BRIEF DESCRIPTION OF THE DRAWINGS
[0017] The foregoing and other objects, features, and advantages of
the present invention may be more readily understood with reference
to the following description taken in conjunction with the
accompanying drawings.
[0018] FIG. 1 is a function block diagram illustrating an example
mobile radio communications system in which the present invention
may be employed;
[0019] FIG. 2 illustrates establishing a connection from a core
network to a user equipment unit though a serving RNC;
[0020] FIG. 3 illustrates a situation where, because of movement of
the user equipment, the connection is supported by both a serving
RNC and a drift RNC;
[0021] FIG. 4 is a flowchart diagram illustrating common transport
channel power control procedures in accordance with a first example
embodiment of the present invention;
[0022] FIG. 5 is a flowchart diagram illustrating a second example
embodiment of common transport channel power control as applied to
a user connection supported by both a serving RNC and a drift
RNC;
[0023] FIG. 6 is a diagram illustrating various signals
communicated between the SRNC, DRNC, and UE in the second example
embodiment of the present invention; and
[0024] FIG. 7 is an example FACH data frame in which FACH power
control information is communicated.
DETAILED DESCRIPTION OF THE INVENTION
[0025] In the following description, for purposes of explanation
and not limitation, specific details are set forth, such as
particular embodiments, procedures, techniques, etc. in order to
provide a thorough understanding of the present invention. However,
it will be apparent to one skilled in the art that the present
invention may be practiced in other embodiments that depart from
these specific details. For example, while the present invention is
described in the downlink power control of a forward access channel
(FACH), the present invention may be applied for power control of
any downlink common transport channel.
[0026] In some instances, detailed descriptions of well-known
methods, interfaces, devices, and signaling techniques are omitted
so as not to obscure the description of the present invention with
unnecessary detail. Moreover, individual function blocks are shown
in some of the figures. Those skilled in the art will appreciate
that the functions may be implemented using individual hardware
circuits, using software functioning in conjunction with a suitably
programmed digital microprocessor or general purpose computer,
using an application specific integrated circuit (ASIC), and/or
using one or more digital signal processors (DSPs).

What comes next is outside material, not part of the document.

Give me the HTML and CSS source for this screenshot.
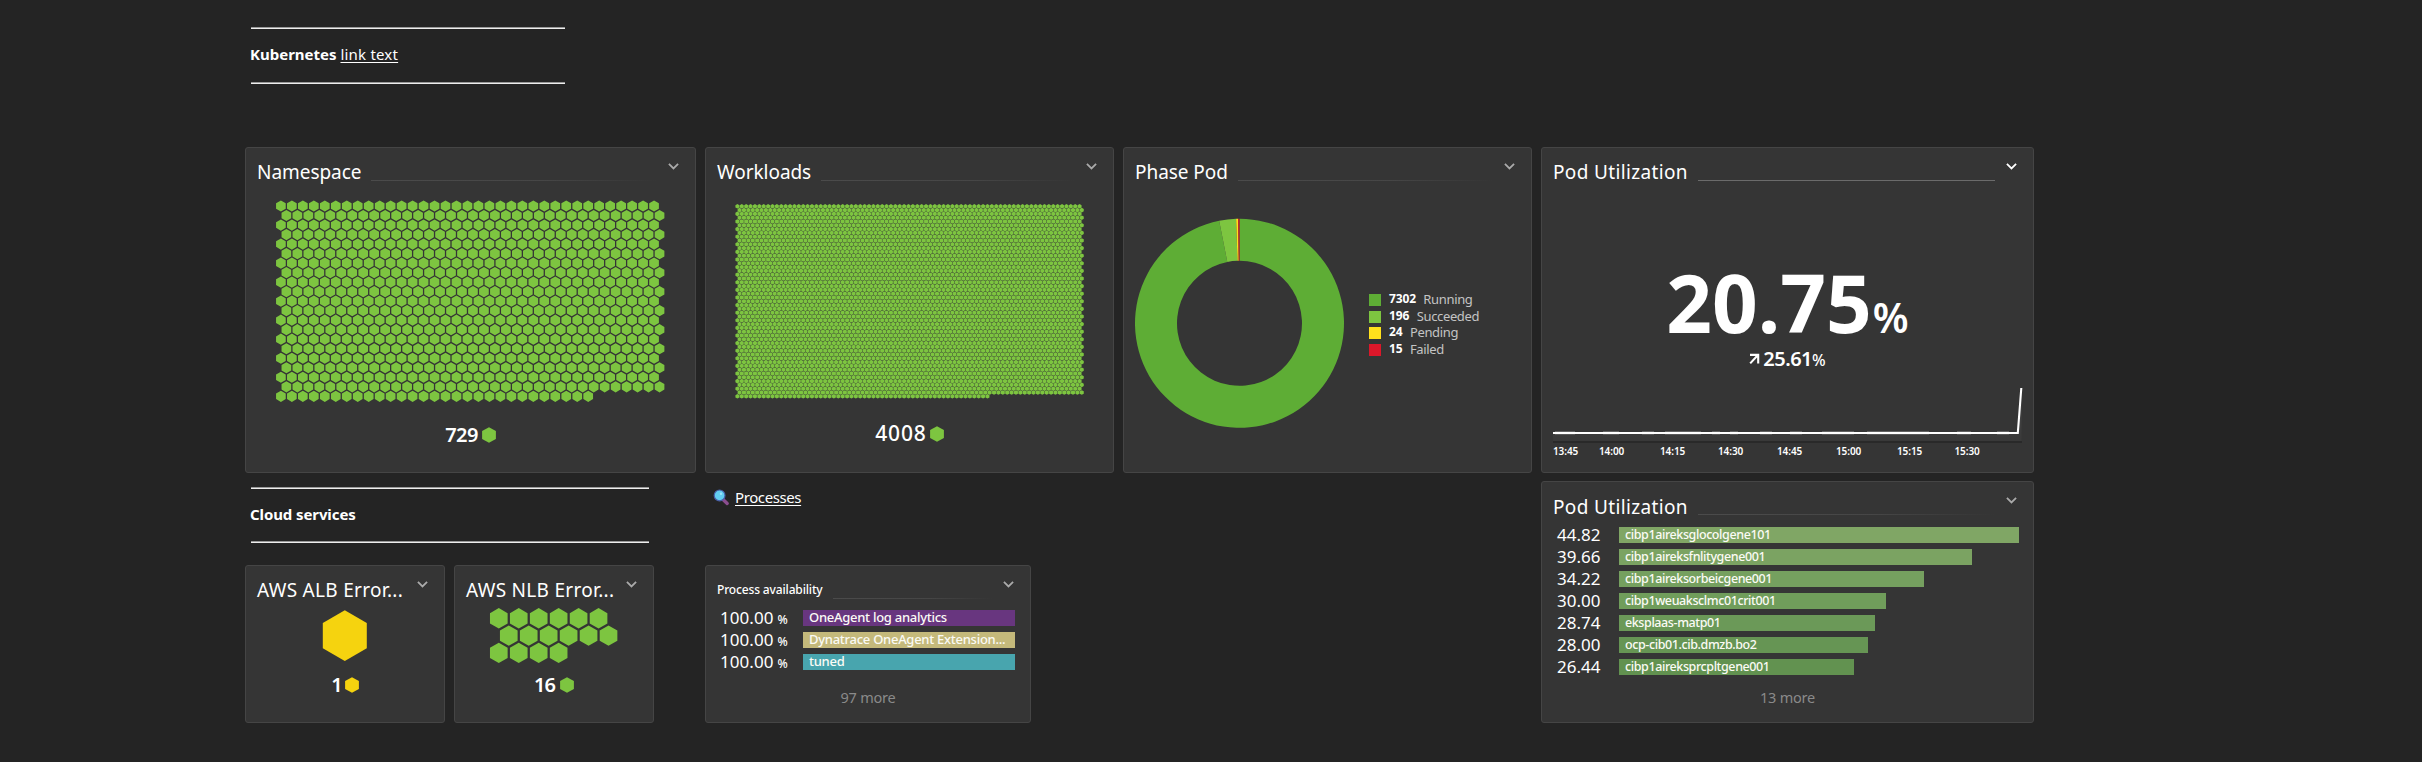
FILE: index.html
```html
<!DOCTYPE html>
<html lang="en">
<head>
<meta charset="utf-8">
<title>Kubernetes dashboard</title>
<link rel="stylesheet" href="styles.css">
</head>
<body>
<svg class="defs" aria-hidden="true">
  <symbol id="chevron" viewBox="0 0 11 7"><path d="M0.9 0.9 5.5 5.4 10.1 0.9" fill="none" stroke="currentColor" stroke-width="1.8"/></symbol>
  <symbol id="hex" viewBox="0 0 14 16"><path d="M7 0.2 13.9 4.1V11.9L7 15.8 0.1 11.9V4.1Z" fill="currentColor"/></symbol>
</svg>

<header class="tile-head markdown">
  <hr>
  <p><strong>Kubernetes</strong> <a href="#" class="wide-link">link text</a></p>
  <hr>
</header>

<main class="dashboard">
  <section class="col col-left">
    <article class="card tall">
      <div class="card-head"><h2>Namespace</h2><i class="rule"></i><svg class="chev"><use href="#chevron"/></svg></div>
      <svg class="hexmap" width="449" height="238" data-count="729" data-cols="35" data-x="34.9" data-y="22" data-pitch="10.975" data-rowpitch="9.515" data-r="5.6"></svg>
      <div class="counter ok"><span class="n3">729</span><svg class="hexicon"><use href="#hex"/></svg></div>
    </article>
    <div class="markdown cloud">
      <hr>
      <p><strong class="cloud-title">Cloud services</strong></p>
      <hr>
    </div>
    <div class="row">
      <article class="card small">
        <div class="card-head"><h2 class="aws">AWS ALB Error...</h2><svg class="chev"><use href="#chevron"/></svg></div>
        <svg class="hexmap warn" width="198" height="70" data-count="1" data-cols="1" data-x="98.8" data-y="33.6" data-pitch="50" data-rowpitch="43" data-r="25.4"></svg>
        <div class="counter warn"><span class="n1">1</span><svg class="hexicon"><use href="#hex"/></svg></div>
      </article>
      <article class="card small">
        <div class="card-head"><h2 class="aws">AWS NLB Error...</h2><svg class="chev"><use href="#chevron"/></svg></div>
        <svg class="hexmap" width="198" height="70" data-count="16" data-cols="6" data-x="43.8" data-y="16.3" data-pitch="19.95" data-rowpitch="17.3" data-r="10.2"></svg>
        <div class="counter ok"><span class="n2">16</span><svg class="hexicon"><use href="#hex"/></svg></div>
      </article>
    </div>
  </section>

  <section class="col col-mid">
    <div class="row">
      <article class="card tall mid">
        <div class="card-head"><h2>Workloads</h2><i class="rule"></i><svg class="chev"><use href="#chevron"/></svg></div>
        <svg class="hexmap" width="407" height="237" data-count="4008" data-cols="79" data-x="31.4" data-y="22.3" data-pitch="4.387" data-rowpitch="3.8" data-r="2.3"></svg>
        <div class="counter ok"><span class="n4">4008</span><svg class="hexicon"><use href="#hex"/></svg></div>
      </article>
      <article class="card tall mid">
        <div class="card-head"><h2>Phase Pod</h2><i class="rule"></i><svg class="chev"><use href="#chevron"/></svg></div>
        <div class="phase">
          <svg class="donut" width="245" height="285"></svg>
          <ul class="legend">
            <li><i class="sw running"></i><b>7302</b><span>Running</span></li>
            <li><i class="sw succeeded"></i><b>196</b><span>Succeeded</span></li>
            <li><i class="sw pending"></i><b>24</b><span>Pending</span></li>
            <li><i class="sw failed"></i><b>15</b><span>Failed</span></li>
          </ul>
        </div>
      </article>
    </div>
    <p class="processes">
      <svg width="17" height="17" viewBox="0 0 17 17"><path d="M9.5 10 14.2 14.4" stroke="#8a4d8f" stroke-width="3.4" stroke-linecap="round"/><circle cx="6.6" cy="6.4" r="5.4" fill="#62cdf0" stroke="#4a5fa8" stroke-width="1.2"/><circle cx="8" cy="4.8" r="1.2" fill="#9be4fb"/></svg>
      <a href="#">Processes</a>
    </p>
    <article class="card small proc">
      <div class="card-head"><h2 class="sm">Process availability</h2><i class="rule"></i><svg class="chev"><use href="#chevron"/></svg></div>
      <ul class="toplist">
        <li><span class="val">100.00<small>%</small></span><span class="bar purple">OneAgent log analytics</span></li>
        <li><span class="val">100.00<small>%</small></span><span class="bar sand">Dynatrace OneAgent Extension...</span></li>
        <li><span class="val">100.00<small>%</small></span><span class="bar teal">tuned</span></li>
      </ul>
      <p class="more">97 more</p>
    </article>
  </section>

  <section class="col col-right">
    <article class="card tall hover">
      <div class="card-head"><h2 class="util">Pod Utilization</h2><i class="rule"></i><svg class="chev"><use href="#chevron"/></svg></div>
      <div class="big"><span>20.75</span><small>%</small></div>
      <div class="trend">
        <svg width="11" height="12" viewBox="0 0 11 12"><path d="M1 1.9H9.2V10.6M9 2 1.2 10.4" fill="none" stroke="#fff" stroke-width="2.1"/></svg>
        <span>25.61</span><small>%</small>
      </div>
      <svg class="spark" width="491" height="98">
        <defs><linearGradient id="fade" x1="0" y1="0" x2="0" y2="1"><stop offset="0" stop-color="#fff" stop-opacity=".09"/><stop offset="1" stop-color="#fff" stop-opacity=".02"/></linearGradient></defs>
        <path d="M11 63H476L479.5 30V71H11Z" fill="url(#fade)"/>
        <path d="M11 72H480" stroke="#292929" stroke-width="2"/>
        <path d="M13 62.8h20M61 62.8h16M100 62.8h12M123 62.8h36M170 62.8h8M188 62.8h8M218 62.8h12M248 62.8h12M280 62.8h32M325 62.8h62M415 62.8h14M455 62.8h12" stroke="#fff" stroke-opacity=".3" stroke-width="3.2"/>
        <path d="M11 63H475.8L479.3 18" fill="none" stroke="#fff" stroke-width="2.1"/>
        <g class="ticks">
          <text x="11" y="85">13:45</text><text x="57" y="85">14:00</text><text x="118" y="85">14:15</text><text x="176" y="85">14:30</text>
          <text x="235" y="85">14:45</text><text x="294" y="85">15:00</text><text x="355" y="85">15:15</text><text x="412.5" y="85">15:30</text>
        </g>
      </svg>
    </article>
    <article class="card pods">
      <div class="card-head"><h2 class="util">Pod Utilization</h2><i class="rule"></i><svg class="chev"><use href="#chevron"/></svg></div>
      <ul class="toplist">
        <li><span class="val">44.82</span><span class="bar g1" style="width:400px">cibp1aireksglocolgene101</span></li>
        <li><span class="val">39.66</span><span class="bar g2" style="width:353px">cibp1aireksfnlitygene001</span></li>
        <li><span class="val">34.22</span><span class="bar g3" style="width:305px">cibp1aireksorbeicgene001</span></li>
        <li><span class="val">30.00</span><span class="bar g4" style="width:267px">cibp1weuaksclmc01crit001</span></li>
        <li><span class="val">28.74</span><span class="bar g5" style="width:256px">eksplaas-matp01</span></li>
        <li><span class="val">28.00</span><span class="bar g6" style="width:249px">ocp-cib01.cib.dmzb.bo2</span></li>
        <li><span class="val">26.44</span><span class="bar g7" style="width:235px">cibp1aireksprcpltgene001</span></li>
      </ul>
      <p class="more">13 more</p>
    </article>
  </section>
</main>
<script src="charts.js"></script>
</body>
</html>
```
FILE: styles.css
```css
* { box-sizing: border-box; }
body {
  margin: 0;
  min-height: 762px;
  background: #242424;
  color: #fff;
  font-family: "Noto Sans", "Open Sans", sans-serif;
  overflow: hidden;
}
p, h2, ul { margin: 0; padding: 0; list-style: none; }
a { color: inherit; text-decoration: underline 1px; text-underline-offset: 1.5px; text-decoration-skip-ink: none; }
svg { display: block; flex: none; }
.defs { position: absolute; width: 0; height: 0; }

/* Markdown tiles */
.markdown hr { margin: 0; height: 2px; border: 0; border-top: 1px solid #999; border-bottom: 1px solid #eee; }
.markdown p, .processes { font-size: 15px; line-height: 20px; }
.markdown p { margin: 15px 0 18px; }
.markdown strong { margin-left: -1px; }
.wide-link { letter-spacing: .2px; }
.tile-head { height: 147px; width: 565px; padding: 27px 0 0 251px; }
.cloud { height: 92px; width: 404px; padding: 14px 0 0 6px; }
.cloud p { margin-bottom: 17px; }
.cloud-title { letter-spacing: -.1px; }

/* Grid */
.dashboard { display: grid; grid-template-columns: 451px 827px 493px; gap: 9px; padding-left: 245px; }
.row { display: flex; gap: 9px; }
.card { border: 1px solid #454545; border-radius: 3px; background: #353535; overflow: hidden; }
.tall { height: 326px; }
.mid { width: 409px; }
.small { width: 200px; height: 158px; }
.proc { width: 326px; }
.pods { height: 242px; margin-top: 8px; }

/* Card header */
.card-head { display: flex; height: 36px; padding: 12px 16px 0 11px; }
.card-head h2 { font-size: 19px; font-weight: 400; line-height: 24px; white-space: nowrap; letter-spacing: -.05px; }
.card-head h2.util { letter-spacing: .35px; }
.card-head h2.aws { letter-spacing: .3px; }
.card-head h2.sm { font-size: 12px; font-weight: 500; letter-spacing: -.15px; }
.pods h2 { margin-top: 1px; }
.rule { flex: 1; height: 1px; margin: 20px 11px 0 10px; background: linear-gradient(90deg, #4b4b4b, #464646 60%, #353535); }
.chev { width: 11px; height: 7px; margin: 3px 0 0 auto; color: #aaa; }
.hover .rule { background: #6b6b6b; }
.hover .chev { color: #fff; }

/* Honeycombs */
.hexmap { fill: #7dc540; }
.hexmap.warn { fill: #f5d30f; }
.counter { display: flex; justify-content: center; align-items: center; gap: 4px; height: 25px; font-size: 20px; font-weight: 600; line-height: 25px; }
.counter.ok svg { color: #7dc540; }
.counter.warn svg { color: #f5d30f; }
.hexicon { width: 14px; height: 16px; }
.n1 { margin-right: -2px; }
.n2 { letter-spacing: -.8px; margin-right: .8px; }
.n3 { letter-spacing: -.6px; }
.n4 { font-size: 21px; font-weight: 500; letter-spacing: .8px; margin-right: -.8px; }

/* Phase pod */
.phase { display: flex; }
.legend { padding-top: 108px; }
.legend li { display: flex; align-items: center; height: 16.5px; font-size: 13px; line-height: 16px; color: #c4c4c4; }
.legend b { margin: -2px 7.5px 0 8px; font-size: 12px; letter-spacing: -.15px; color: #fff; }
.legend span { margin-top: -2px; letter-spacing: -.35px; }
.sw { width: 12px; height: 12px; }
.running { background: #5ead35; }
.succeeded { background: #7dc540; }
.pending { background: #ffe11c; }
.failed { background: #dc172a; }

/* Links row */
.processes { display: flex; gap: 5px; height: 92px; padding: 14px 0 0 8px; }
.processes svg { margin-top: 2px; }
.processes a { height: 20px; letter-spacing: -.4px; }

/* Top lists */
.toplist { padding: 9px 0 0 15px; }
.proc .toplist { padding-top: 8px; }
.toplist li { display: flex; height: 16px; margin-bottom: 6px; }
.val { width: 62px; font-size: 17px; line-height: 16px; }
.val small { margin-left: 4px; font-size: 12px; font-weight: 500; }
.proc .val { width: 82px; letter-spacing: .05px; text-indent: -1px; }
.bar { padding-left: 6px; font-size: 12.5px; font-weight: 500; line-height: 15px; letter-spacing: -.4px; white-space: nowrap; color: #fbfbf5; }
.proc .bar { width: 212px; font-size: 13px; letter-spacing: -.27px; }
.purple { background: #68367f; }
.sand { background: #c4b97b; }
.teal { background: #48a5ae; }
.g1 { background: #80a665; }
.g2 { background: #7ba362; }
.g3 { background: #75a05f; }
.g4 { background: #709d5b; }
.g5 { background: #6b9958; }
.g6 { background: #669554; }
.g7 { background: #629250; }
.more { margin-top: 12px; text-align: center; font-size: 14.5px; line-height: 20px; letter-spacing: -.2px; color: #8a8a8a; }
.proc .more { margin-top: 17px; }

/* Single value */
.big { display: flex; justify-content: center; align-items: baseline; gap: 1px; height: 80px; margin-top: 78px; font-size: 80px; font-weight: 700; line-height: 80px; }
.big small { font-size: 41px; font-weight: 600; line-height: 41px; }
.trend { display: flex; justify-content: center; align-items: baseline; height: 24px; margin: 5px 0 -1px; font-size: 20px; font-weight: 600; line-height: 24px; }
.trend svg { align-self: flex-start; margin: 6px 3px 0 0; }
.trend span { letter-spacing: -.5px; }
.trend small { font-size: 16px; font-weight: 500; line-height: 20px; }
.ticks { fill: #fff; font-size: 10px; font-weight: 600; letter-spacing: -.1px; }
```
FILE: charts.js
```js
const NS = 'http://www.w3.org/2000/svg';

function addPath(svg, d, fill) {
  const path = document.createElementNS(NS, 'path');
  path.setAttribute('d', d);
  if (fill) path.setAttribute('fill', fill);
  svg.appendChild(path);
}

// Honeycomb: odd rows are shifted right by half a cell.
document.querySelectorAll('.hexmap').forEach(svg => {
  const { count, cols, x, y, pitch, rowpitch, r } = Object.fromEntries(
    Object.entries(svg.dataset).map(([k, v]) => [k, Number(v)])
  );
  let d = '';
  for (let i = 0; i < count; i++) {
    const row = Math.floor(i / cols);
    const cx = x + (i % cols) * pitch + (row % 2 ? pitch / 2 : 0);
    const cy = y + row * rowpitch;
    const w = r * 0.866;
    d += `M${cx} ${cy - r}l${w} ${r / 2}v${r}l${-w} ${r / 2}l${-w} ${-r / 2}v${-r}Z`;
  }
  addPath(svg, d);
});

// Donut segments, clockwise from the top.
const donut = document.querySelector('.donut');
const phases = [[7302, '#5ead35'], [196, '#7dc540'], [24, '#ffe11c'], [15, '#dc172a']];
const total = phases.reduce((sum, [n]) => sum + n, 0);
const cx = 115.5, cy = 139.3, outer = 104.5, inner = 62.5;
const point = (radius, a) => `${cx + radius * Math.sin(a)} ${cy - radius * Math.cos(a)}`;
let angle = 0;
for (const [n, color] of phases) {
  const end = angle + (n / total) * Math.PI * 2;
  const large = end - angle > Math.PI ? 1 : 0;
  addPath(donut, `M${point(outer, angle)}A${outer} ${outer} 0 ${large} 1 ${point(outer, end)}L${point(inner, end)}A${inner} ${inner} 0 ${large} 0 ${point(inner, angle)}Z`, color);
  angle = end;
}
```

[0027] The present invention is described in the non-limiting,
example context of a Universal Mobile Telecommunications System
(UMTS) 10 shown in FIG. 1. A representative, connection-oriented,
external core network, shown as a cloud 12 may be, for example, the
Public Switched Telephone Network (PSTN) and/or the Integrated
Services Digital Network (ISDN). A representative,
connectionless-oriented external core network shown as a cloud 14,
may be for example the Internet. Both core networks are coupled to
corresponding core network service nodes 16. The PSTN/ISDN network
12 is connected to a connection-oriented service node shown as a
Mobile Switching Center (MSC) node 1 that provides circuit-switched
services. The Internet network 14 is connected to a General Packet
Radio Service (GPRS) node 20 tailored to provide packet-switched
type services which is sometimes referred to as the serving GPRS
service node (SGSN).
[0028] Each of the core network service nodes 18 and 20 communicate
with a UMTS Terrestrial Radio Access Network (UTRAN) 24 over a
radio access network (RAN) interface referred to as the Iu
interface. UTRAN 24 includes one or more radio network controllers
(RNCs) 26. For sake of simplicity, the UTRAN 24 of FIG. 1 is shown
with only two RNC nodes. Each RNC 26 communicates with a plurality
of base stations (BS) 28 BS1-BS4 over the Iub interface. For
example, and again for sake of simplicity, two base station nodes
are shown connected to each RNC 26. It will be appreciated that a
different number of base stations can be served by each RNC, and
that RNCs need not serve the same number of base stations.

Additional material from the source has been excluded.